For the first time ever, EW goes behind the scenes of the show — which itself competes at the 2021 Emmys in the Outstanding Unstructured Reality Program — for a top-to-bottom explainer of how the Emmy-nominated aftershow shoots, edits, and presents moments that not only compliment RuPaul's Drag Race, but bolster the show's glistening legacy.

Setting the stage for Untucked excellence

When co-creator Randy Barbato pitched seasoned TV producer San Heng his vision for VH1's version of Untucked, he had one clear distinction to make: This isn't an aftershow, and should feel like a documentary. With an eye on Heng as showrunner thanks to her experience in news and other fashion-themed reality shows, Barbato enlisted her to be the driving observational force in the room capturing the queens in a "unique space and time within the structure of the show that people don't [usually] get to see," Heng recalls. The team then sought to differentiate Untucked visually and thematically from the main show, with slower pacing and a pulled-back footprint on set, with, at most, four cameras capturing all the action and a minimal crew designed to foster intimacy and authenticity.

SAN HENG (SHOWRUNNER): The thing is making the queens feel comfortable. It's a space where they figuratively and literally untuck…. what makes the show special is: How do we find the best possible way to make the queens shine as themselves?

SHAYNA CASEY (EDITOR):It requires being able to tell emotional stories; the happy, sad, and funny. I even get moved, and that's a big deal for an editor to watch footage and feel a lot of emotion from it. Being able to relate to and tell that story in the most authentic way, that's probably the biggest skill you need on this one.

HENG:The Untucked set is really the backstage where we put things. Obviously, I found ways to elevate all of that when it went to VH1, because there are so many fun props used throughout these fun challenges, so we got them from the stage to the Untucked space, so we have them visually and you're really sitting in the show.

KANDY MUSE (SEASON 13 QUEEN):People were like, "You talked so much in Untucked." I'm just directing the mood. Some girls shut down and don't want to talk about their emotions, and, unfortunately, that doesn't work for the camera. Sometimes there must be one person who directs it, going, "How are we feeling?" You don't want to be part of the boring season. You want to be part of a dope season that gives meme-able content. You want to give what you want to watch. A lot of girls go in with a mission of, well I'm going to be this or that, but you have to go in as yourself, and I promise you'll be fine. No one can blame the edit; you gave yourself to those cameras. Know you're filming a TV show and have a good time!

Untucked VH1
The queens of 'RuPaul's Drag Race Untucked' season 13. VH1

Shoot every Untucked like your name is Kandy "Producer" Muse

With roughly 90 minutes to film each Untucked while the panel deliberates on the week's elimination, Heng and her team mine the palpable emotion in the room as the queens sashay their way as "their most vulnerable selves, very quickly," Heng recalls. Essentially, they have to make sure they're capturing emotional lightning in a bottle each time. And since the cameras roll the moment the queens exit the main stage, it's on Heng to delicately nudge the queens for their stories without steering the narrative, while the queens know they have a unique opportunity to get screen time (and the cameras trained firmly on them).

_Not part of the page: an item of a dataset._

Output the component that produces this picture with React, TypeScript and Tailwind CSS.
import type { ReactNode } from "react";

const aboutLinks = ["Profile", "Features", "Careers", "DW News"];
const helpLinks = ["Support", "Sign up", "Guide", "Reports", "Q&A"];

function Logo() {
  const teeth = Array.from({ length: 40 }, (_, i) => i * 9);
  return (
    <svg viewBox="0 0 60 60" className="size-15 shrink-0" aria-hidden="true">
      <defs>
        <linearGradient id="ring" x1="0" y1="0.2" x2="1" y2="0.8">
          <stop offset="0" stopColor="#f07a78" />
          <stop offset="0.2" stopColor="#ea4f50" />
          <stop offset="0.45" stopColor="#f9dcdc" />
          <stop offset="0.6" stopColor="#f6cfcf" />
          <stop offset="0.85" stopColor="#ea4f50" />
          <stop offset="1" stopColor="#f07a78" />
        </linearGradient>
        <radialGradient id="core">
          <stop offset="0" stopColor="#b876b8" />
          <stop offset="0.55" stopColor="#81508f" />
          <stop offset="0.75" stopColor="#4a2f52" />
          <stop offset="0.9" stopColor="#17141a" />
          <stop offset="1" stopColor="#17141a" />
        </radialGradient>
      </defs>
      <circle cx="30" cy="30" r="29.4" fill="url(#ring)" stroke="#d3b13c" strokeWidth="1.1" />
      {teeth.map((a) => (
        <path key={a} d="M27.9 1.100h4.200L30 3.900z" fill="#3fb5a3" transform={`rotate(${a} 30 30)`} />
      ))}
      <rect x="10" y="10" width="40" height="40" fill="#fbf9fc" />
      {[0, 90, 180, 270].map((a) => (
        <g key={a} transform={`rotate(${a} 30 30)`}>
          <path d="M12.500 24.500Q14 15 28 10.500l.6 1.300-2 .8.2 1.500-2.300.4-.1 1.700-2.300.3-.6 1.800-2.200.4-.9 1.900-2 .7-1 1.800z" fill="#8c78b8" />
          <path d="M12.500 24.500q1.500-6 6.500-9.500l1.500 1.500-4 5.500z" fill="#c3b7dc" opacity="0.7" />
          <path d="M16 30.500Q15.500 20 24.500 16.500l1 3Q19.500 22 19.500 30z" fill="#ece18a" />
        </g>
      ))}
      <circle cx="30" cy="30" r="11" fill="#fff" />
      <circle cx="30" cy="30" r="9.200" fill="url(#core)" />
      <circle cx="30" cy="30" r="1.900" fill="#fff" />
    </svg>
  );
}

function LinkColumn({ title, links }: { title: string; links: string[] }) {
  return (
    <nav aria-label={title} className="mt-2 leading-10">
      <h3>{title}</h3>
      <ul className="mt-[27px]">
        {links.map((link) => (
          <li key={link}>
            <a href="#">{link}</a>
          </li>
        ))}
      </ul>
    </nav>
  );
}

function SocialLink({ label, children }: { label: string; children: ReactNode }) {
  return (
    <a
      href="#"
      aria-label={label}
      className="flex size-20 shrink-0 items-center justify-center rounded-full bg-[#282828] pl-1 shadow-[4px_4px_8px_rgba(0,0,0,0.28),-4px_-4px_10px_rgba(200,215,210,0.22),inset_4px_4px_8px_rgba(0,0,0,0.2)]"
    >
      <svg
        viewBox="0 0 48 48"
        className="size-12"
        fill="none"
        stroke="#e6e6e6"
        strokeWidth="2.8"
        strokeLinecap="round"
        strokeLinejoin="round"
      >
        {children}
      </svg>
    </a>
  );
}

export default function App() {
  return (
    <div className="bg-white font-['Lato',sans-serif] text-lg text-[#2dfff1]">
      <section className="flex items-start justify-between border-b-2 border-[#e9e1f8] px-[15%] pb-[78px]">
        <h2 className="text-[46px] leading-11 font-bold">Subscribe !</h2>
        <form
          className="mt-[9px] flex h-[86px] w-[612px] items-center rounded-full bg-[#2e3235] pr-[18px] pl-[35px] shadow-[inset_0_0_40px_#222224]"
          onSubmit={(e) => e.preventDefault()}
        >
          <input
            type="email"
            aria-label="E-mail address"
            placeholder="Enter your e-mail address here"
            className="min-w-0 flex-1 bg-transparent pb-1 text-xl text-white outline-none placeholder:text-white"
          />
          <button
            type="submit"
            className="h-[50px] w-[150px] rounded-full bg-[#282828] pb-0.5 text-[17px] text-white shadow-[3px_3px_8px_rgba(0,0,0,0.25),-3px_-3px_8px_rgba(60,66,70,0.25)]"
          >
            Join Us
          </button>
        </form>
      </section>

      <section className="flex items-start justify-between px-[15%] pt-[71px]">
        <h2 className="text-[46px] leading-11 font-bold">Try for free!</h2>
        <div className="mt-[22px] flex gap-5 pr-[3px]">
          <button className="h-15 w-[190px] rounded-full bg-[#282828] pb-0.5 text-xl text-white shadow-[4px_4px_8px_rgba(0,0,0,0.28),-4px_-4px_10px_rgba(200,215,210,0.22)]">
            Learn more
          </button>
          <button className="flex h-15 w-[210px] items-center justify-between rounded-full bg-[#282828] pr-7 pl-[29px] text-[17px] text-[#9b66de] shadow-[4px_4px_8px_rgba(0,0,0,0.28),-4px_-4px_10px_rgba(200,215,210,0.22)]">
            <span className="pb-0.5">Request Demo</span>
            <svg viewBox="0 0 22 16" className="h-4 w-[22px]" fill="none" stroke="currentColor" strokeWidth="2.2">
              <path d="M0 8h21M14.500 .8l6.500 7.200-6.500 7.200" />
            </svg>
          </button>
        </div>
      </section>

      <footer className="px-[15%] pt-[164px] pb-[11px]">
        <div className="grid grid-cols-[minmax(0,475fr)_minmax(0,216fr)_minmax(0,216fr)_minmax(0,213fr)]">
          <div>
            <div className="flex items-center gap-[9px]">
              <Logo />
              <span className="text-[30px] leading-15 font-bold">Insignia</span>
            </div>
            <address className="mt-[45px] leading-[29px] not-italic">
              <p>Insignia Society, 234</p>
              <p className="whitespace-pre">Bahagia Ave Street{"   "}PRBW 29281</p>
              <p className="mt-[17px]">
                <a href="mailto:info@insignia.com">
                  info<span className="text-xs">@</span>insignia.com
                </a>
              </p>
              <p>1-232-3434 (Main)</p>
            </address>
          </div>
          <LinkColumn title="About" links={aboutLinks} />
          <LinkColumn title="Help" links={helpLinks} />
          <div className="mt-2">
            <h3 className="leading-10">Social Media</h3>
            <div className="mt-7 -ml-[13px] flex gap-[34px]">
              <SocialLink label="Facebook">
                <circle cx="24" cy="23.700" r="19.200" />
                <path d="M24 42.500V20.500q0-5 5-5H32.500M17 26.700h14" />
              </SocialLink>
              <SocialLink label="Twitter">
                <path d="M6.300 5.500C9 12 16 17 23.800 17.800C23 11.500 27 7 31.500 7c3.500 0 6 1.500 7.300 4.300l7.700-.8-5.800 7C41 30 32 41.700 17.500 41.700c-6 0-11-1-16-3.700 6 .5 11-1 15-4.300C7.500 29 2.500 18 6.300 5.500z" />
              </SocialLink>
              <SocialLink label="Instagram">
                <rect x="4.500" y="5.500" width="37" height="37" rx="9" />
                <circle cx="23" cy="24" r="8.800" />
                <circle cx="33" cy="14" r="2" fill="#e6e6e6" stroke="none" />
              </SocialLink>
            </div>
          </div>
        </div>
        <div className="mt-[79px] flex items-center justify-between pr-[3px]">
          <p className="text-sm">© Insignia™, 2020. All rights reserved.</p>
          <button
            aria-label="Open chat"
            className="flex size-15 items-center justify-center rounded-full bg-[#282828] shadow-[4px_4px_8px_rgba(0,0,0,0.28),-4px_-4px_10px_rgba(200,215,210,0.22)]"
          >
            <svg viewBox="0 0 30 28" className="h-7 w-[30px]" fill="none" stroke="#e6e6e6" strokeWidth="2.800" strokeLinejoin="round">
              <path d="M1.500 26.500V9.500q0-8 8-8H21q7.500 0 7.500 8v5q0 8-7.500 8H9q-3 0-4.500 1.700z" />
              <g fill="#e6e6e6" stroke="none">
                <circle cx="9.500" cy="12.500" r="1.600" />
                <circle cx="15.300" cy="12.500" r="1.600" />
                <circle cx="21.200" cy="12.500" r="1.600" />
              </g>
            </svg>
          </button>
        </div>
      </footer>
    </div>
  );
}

KANDY: When you're coming off stage, you're either being critiqued or told you're safe. You're feeling good or like s--- because you might be in the bottom two! You get back there, they turn on the cameras, you sit down, and they let you unleash all the emotions about what you're feeling. Everyone's emotions come out because…. you're sitting there knowing someone is going to go home. If you know you're in the bottom two, it's the only time that you know that this might be your last time here, let all of your emotions out and let everyone know how you feel.

HENG: My plan of action is to let the queens lead and see where things go, and bring them back on track if things veer off. By the first or second episode, they come in, like, I've got things to say, like, "I can't believe I'm safe," or "when they called my name, I thought I was in the top and bottoms" and it's about being a good listener. If someone says that, I'm like, "You think somebody sitting in the room with you is a bottom." It's like, "Wait a second, did anybody hear what she just said? What do you guys think about that?" It's letting them lead, but making sure they're hearing each other.

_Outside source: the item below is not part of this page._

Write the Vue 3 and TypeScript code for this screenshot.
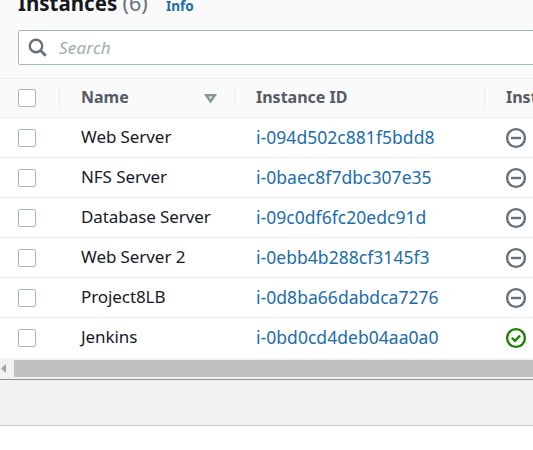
<script setup lang="ts">
interface Instance {
  name: string
  id: string
  running: boolean
}

const instances: Instance[] = [
  { name: 'Web Server', id: 'i-094d502c881f5bdd8', running: false },
  { name: 'NFS Server', id: 'i-0baec8f7dbc307e35', running: false },
  { name: 'Database Server', id: 'i-09c0df6fc20edc91d', running: false },
  { name: 'Web Server 2', id: 'i-0ebb4b288cf3145f3', running: false },
  { name: 'Project8LB', id: 'i-0d8ba66dabdca7276', running: false },
  { name: 'Jenkins', id: 'i-0bd0cd4deb04aa0a0', running: true },
]
</script>

<template>
  <main class="page">
    <header class="top">
      <div class="title">
        <h2>Instances <span class="count">(6)</span></h2>
        <a class="info">Info</a>
      </div>
      <div class="search">
        <svg width="20" height="20" viewBox="0 0 20 20" fill="none" stroke="#687078">
          <circle cx="8" cy="8" r="6.2" stroke-width="2.4" />
          <path d="M12.5 12.5 L17.8 17.8" stroke-width="2.8" />
        </svg>
        <span>Search</span>
      </div>
    </header>

    <div class="row head">
      <div class="cell check"><i class="box"></i></div>
      <div class="cell name">
        <span>Name</span>
        <svg class="sort" width="13" height="11" viewBox="0 0 13 11">
          <path d="M2.2 2.2 H10.8 L6.5 8.4 Z" fill="none" stroke="#879596" stroke-width="2.5" />
        </svg>
      </div>
      <div class="cell id"><span>Instance ID</span></div>
      <div class="cell state"><span>Inst</span></div>
    </div>

    <div v-for="item in instances" :key="item.id" class="row item">
      <div class="cell check"><i class="box"></i></div>
      <div class="cell name"><span>{{ item.name }}</span></div>
      <div class="cell id"><a>{{ item.id }}</a></div>
      <div class="cell state">
        <svg width="22" height="22" viewBox="0 0 22 22" fill="none" :stroke="item.running ? '#1d8102' : '#687078'" stroke-width="2.4">
          <circle cx="11" cy="11" r="8.9" />
          <path v-if="item.running" d="M6.8 10.8 L10 13.9 L15 8.7" />
          <path v-else d="M6 11 H16" />
        </svg>
      </div>
    </div>

    <div class="scrollbar">
      <svg width="14" height="20" viewBox="0 0 14 20"><path d="M6 6 V15 L1 10.5 Z" fill="#a3a3a3" /></svg>
      <div class="thumb"></div>
    </div>
    <div class="split"></div>
    <div class="panel"></div>
  </main>
</template>

<style>
body {
  margin: 0;
  overflow: hidden;
}
</style>

<style scoped>
.page {
  width: 533px;
  height: 450px;
  overflow: hidden;
  display: flex;
  flex-direction: column;
  background: #fff;
  color: #16191f;
  font-family: 'Noto Sans', 'Open Sans', sans-serif;
  font-size: 17px;
}
.top {
  box-sizing: border-box;
  height: 78px;
  flex: none;
  padding-left: 18px;
  background: #fafafa;
}
.title {
  display: flex;
  height: 30px;
  margin-top: -14px;
}
h2 {
  margin: 0;
  width: 148px;
  font-size: 20.5px;
  font-weight: 700;
  line-height: 34px;
  white-space: nowrap;
}
.count {
  color: #687078;
  font-size: 21.5px;
  font-weight: 400;
}
.info {
  color: #1b6cab;
  font-size: 13.5px;
  font-weight: 700;
  line-height: 40px;
}
.search {
  box-sizing: border-box;
  display: flex;
  align-items: center;
  gap: 11px;
  width: 540px;
  height: 35px;
  margin-top: 14px;
  padding-left: 10px;
  border: 1px solid #aab7b8;
  border-radius: 2px;
  background: #fff;
  color: #a3adae;
  font-style: italic;
}
.search svg {
  margin-left: -1px;
}
.search span {
  letter-spacing: 0.2px;
}
.row {
  box-sizing: border-box;
  display: flex;
  flex: none;
  width: 640px;
  height: 40px;
  border-top: 1px solid #eaeded;
}
.item:nth-last-child(4) {
  height: 41px;
  padding-bottom: 1px;
}
.cell {
  box-sizing: border-box;
  display: flex;
  align-items: center;
  white-space: nowrap;
}
.item .name,
.item .id {
  padding-bottom: 2px;
}
.item .name {
  letter-spacing: -0.08px;
}
.check {
  width: 59px;
  padding-left: 18px;
}
.name {
  width: 175px;
  padding-left: 22px;
}
.id {
  width: 250px;
  padding-left: 22px;
}
.id a {
  color: #1b6cab;
  font-size: 17.5px;
  letter-spacing: 0.04px;
}
.state {
  width: 150px;
  padding-left: 21px;
}
.box {
  box-sizing: border-box;
  width: 18px;
  height: 18px;
  margin-top: 1px;
  border: 1px solid #aab7b8;
  border-radius: 2px;
  background: #fff;
}
.head .box {
  margin-top: 0;
}
.state svg {
  margin-top: 1px;
}
.head {
  height: 39px;
  background: #fafafa;
  color: #545b64;
  font-size: 16px;
  font-weight: 700;
}
.head .cell + .cell {
  height: 19px;
  margin-top: 9px;
  border-left: 1px solid #eaeded;
  padding-left: 21px;
}
.head span {
  margin-top: -1px;
}
.sort {
  margin: 1px 17px 0 auto;
}
.scrollbar {
  display: flex;
  flex: none;
  height: 21px;
  background: #f1f1f1;
}
.thumb {
  flex: 1;
  height: 17px;
  margin-top: 2px;
  background: #c1c1c1;
}
.split {
  box-sizing: border-box;
  flex: none;
  height: 47px;
  border-top: 1px solid #879596;
  border-bottom: 1px solid #c8cdcd;
  background: #f2f2f2;
}
.panel {
  flex: 1;
  background: #fff;
}
</style>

KANDY:Making sure you're the star of Untucked, take charge of your own narrative and the story that's happening. Always make sure you're asking the girls how they're feeling, what's the tea, without being too much in anyone's face or camera hungry. You have to be assertive and stand up with your chest high and your nose up in the air and make those bitches know you're the girl and it's your Untucked. Every girl knew going into Untucked that Untucked was my Untucked. This is The Kandy Show!

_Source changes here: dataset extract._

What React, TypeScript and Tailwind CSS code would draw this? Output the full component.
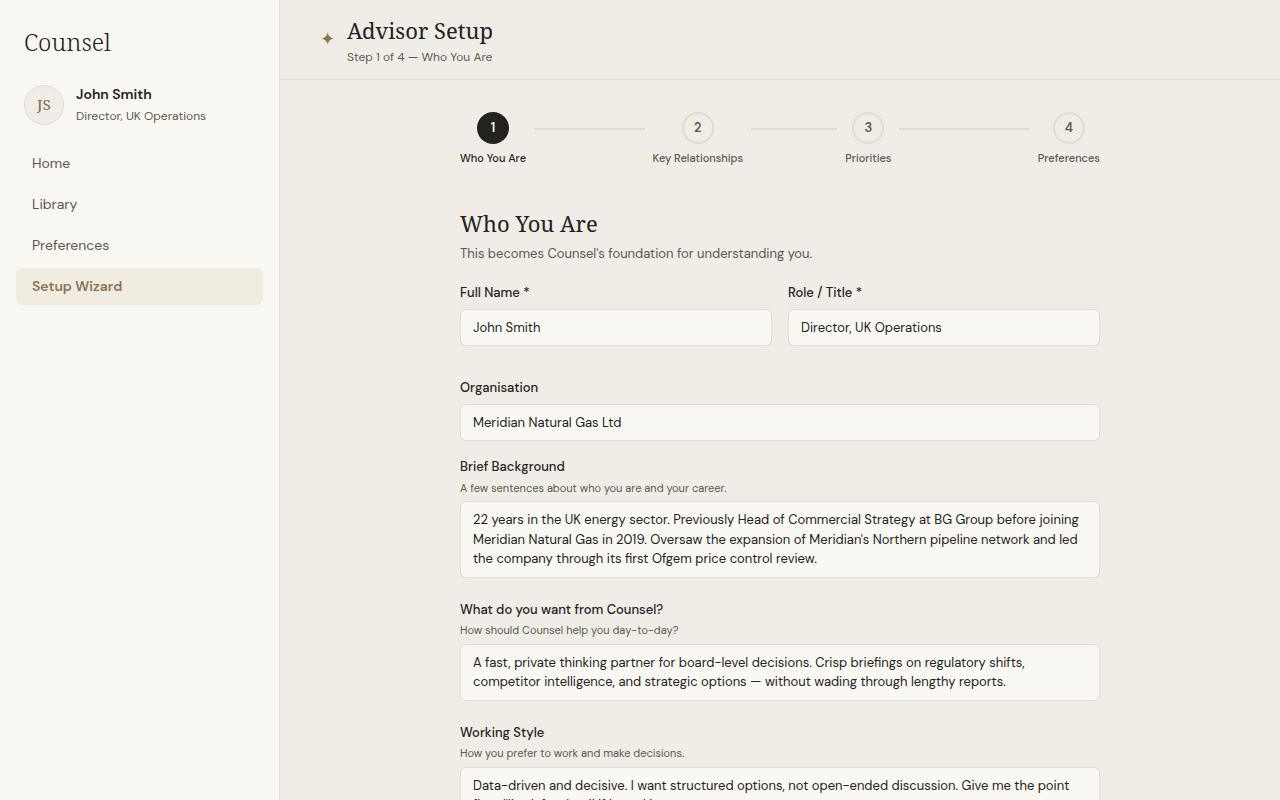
import type { ReactNode } from 'react';

const navItems = ['Home', 'Library', 'Preferences', 'Setup Wizard'];
const activeNav = 'Setup Wizard';

const steps = ['Who You Are', 'Key Relationships', 'Priorities', 'Preferences'];
const currentStep = 0;

const controlClass =
  'block w-full resize-none rounded-[6px] border border-[#e2dbd0] bg-[#faf8f3] px-3 py-2 text-[13px] leading-normal text-[#24221e] outline-none focus:border-[#8b7355]';

function Sidebar() {
  return (
    <aside className="flex w-[280px] shrink-0 flex-col border-r border-[#e0dcd4] bg-[#f9f7f2] py-6">
      <div className="px-6 font-['Noto_Serif',serif] text-2xl leading-9 font-light">Counsel</div>
      <div className="mt-6 flex items-center gap-3 px-6">
        <div className="flex size-10 items-center justify-center rounded-full border border-[#e0dcd4] bg-[#f0ede6] font-['Noto_Serif',serif] text-[15px] font-medium text-[#8b7355]">
          JS
        </div>
        <div className="flex flex-col gap-0.5">
          <span className="text-sm leading-normal font-semibold">John Smith</span>
          <span className="text-xs leading-normal text-[#5c5850]">Director, UK Operations</span>
        </div>
      </div>
      <nav className="mt-5 flex flex-col gap-1 px-4">
        {navItems.map((item) => (
          <a
            key={item}
            href="#"
            aria-current={item === activeNav ? 'page' : undefined}
            className={
              item === activeNav
                ? 'rounded-[6px] bg-[#f1ece0] px-4 py-2 text-sm leading-normal font-semibold text-[#8b7355]'
                : 'rounded-[6px] px-4 py-2 text-sm leading-normal text-[#5c5850]'
            }
          >
            {item}
          </a>
        ))}
      </nav>
    </aside>
  );
}

function Stepper() {
  return (
    <ol className="flex">
      {steps.map((label, i) => {
        const active = i === currentStep;
        const last = i === steps.length - 1;
        return (
          <li key={label} className={last ? 'flex items-start' : 'flex flex-1 items-start'}>
            <div className="flex flex-col items-center gap-1.5">
              <span
                className={
                  active
                    ? 'flex size-8 items-center justify-center rounded-full bg-[#24221e] text-[13px] font-semibold text-[#faf8f3]'
                    : 'flex size-8 items-center justify-center rounded-full border-2 border-[#e0dcd4] text-[13px] font-semibold text-[#5c5850]'
                }
              >
                {i + 1}
              </span>
              <span
                className={
                  active
                    ? 'text-[11px] leading-normal font-medium whitespace-nowrap'
                    : 'text-[11px] leading-normal font-medium whitespace-nowrap text-[#5c5850]'
                }
              >
                {label}
              </span>
            </div>
            {!last && <span className="mx-2 mt-4 h-0.5 flex-1 bg-[#e0dcd4]" />}
          </li>
        );
      })}
    </ol>
  );
}

function Field({ id, label, hint, children }: { id: string; label: string; hint?: string; children: ReactNode }) {
  return (
    <div>
      <label
        htmlFor={id}
        className={
          hint
            ? 'mb-[3px] block text-[13px] leading-normal font-medium'
            : 'mb-1.5 block text-[13px] leading-normal font-medium'
        }
      >
        {label}
      </label>
      {hint && <p className="mb-[5px] text-[11px] leading-normal text-[#5c5850]">{hint}</p>}
      {children}
    </div>
  );
}

export default function App() {
  return (
    <div className="flex h-screen overflow-hidden bg-[#f0ede6] font-['DM_Sans','Open_Sans',sans-serif] text-[#24221e]">
      <Sidebar />
      <div className="flex min-w-0 flex-1 flex-col">
        <header className="flex items-center gap-3 border-b border-[#e0dcd4] px-10 pt-3.5 pb-[13px]">
          <span className="pb-0.5 text-lg leading-6 text-[#8b7355]" aria-hidden="true">✦</span>
          <div>
            <h1 className="font-['Noto_Serif',serif] text-[22px] leading-normal">Advisor Setup</h1>
            <p className="mt-px text-xs leading-normal text-[#5c5850]">Step 1 of 4 — Who You Are</p>
          </div>
        </header>
        <main className="flex-1 overflow-hidden px-10 py-8">
          <div className="mx-auto max-w-[640px]">
            <Stepper />
            <h2 className="mt-10 font-['Noto_Serif',serif] text-[22px] leading-normal">Who You Are</h2>
            <p className="mt-1 text-[13px] leading-normal text-[#5c5850]">
              This becomes Counsel's foundation for understanding you.
            </p>
            <form className="mt-5 flex flex-col">
              <div className="mb-8 grid grid-cols-2 gap-4">
                <Field id="name" label="Full Name *">
                  <input id="name" className={controlClass} defaultValue="John Smith" />
                </Field>
                <Field id="role" label="Role / Title *">
                  <input id="role" className={controlClass} defaultValue="Director, UK Operations" />
                </Field>
              </div>
              <div className="mb-4">
                <Field id="org" label="Organisation">
                  <input id="org" className={controlClass} defaultValue="Meridian Natural Gas Ltd" />
                </Field>
              </div>
              <div className="flex flex-col gap-[22px]">
                <Field id="background" label="Brief Background" hint="A few sentences about who you are and your career.">
                  <textarea
                    id="background"
                    rows={3}
                    className={controlClass}
                    defaultValue="22 years in the UK energy sector. Previously Head of Commercial Strategy at BG Group before joining Meridian Natural Gas in 2019. Oversaw the expansion of Meridian's Northern pipeline network and led the company through its first Ofgem price control review."
                  />
                </Field>
                <Field id="goals" label="What do you want from Counsel?" hint="How should Counsel help you day-to-day?">
                  <textarea
                    id="goals"
                    rows={2}
                    className={controlClass}
                    defaultValue="A fast, private thinking partner for board-level decisions. Crisp briefings on regulatory shifts, competitor intelligence, and strategic options — without wading through lengthy reports."
                  />
                </Field>
                <Field id="style" label="Working Style" hint="How you prefer to work and make decisions.">
                  <textarea
                    id="style"
                    rows={2}
                    className={controlClass}
                    defaultValue="Data-driven and decisive. I want structured options, not open-ended discussion. Give me the point first, I'll ask for detail if I need it."
                  />
                </Field>
              </div>
            </form>
          </div>
        </main>
      </div>
    </div>
  );
}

HENG: I might be shooting an hour, but I have this conversation over here, that conversation over there, there's lots happening. It's an hour of shooting, but it's footage that's expanded because there's more than one thing happening at once. That gives us a lot of options because they come in and regroup, but then they break off and we get those colorful moments of intimacy that we wouldn't get if we kept them on the couch the whole time... It's that unique time of being a moment in their experience in the competition where they get to have that sigh of, like, okay, this challenge is over, I can let loose. Or, I might be on the chopping block and I need to get my s--- together!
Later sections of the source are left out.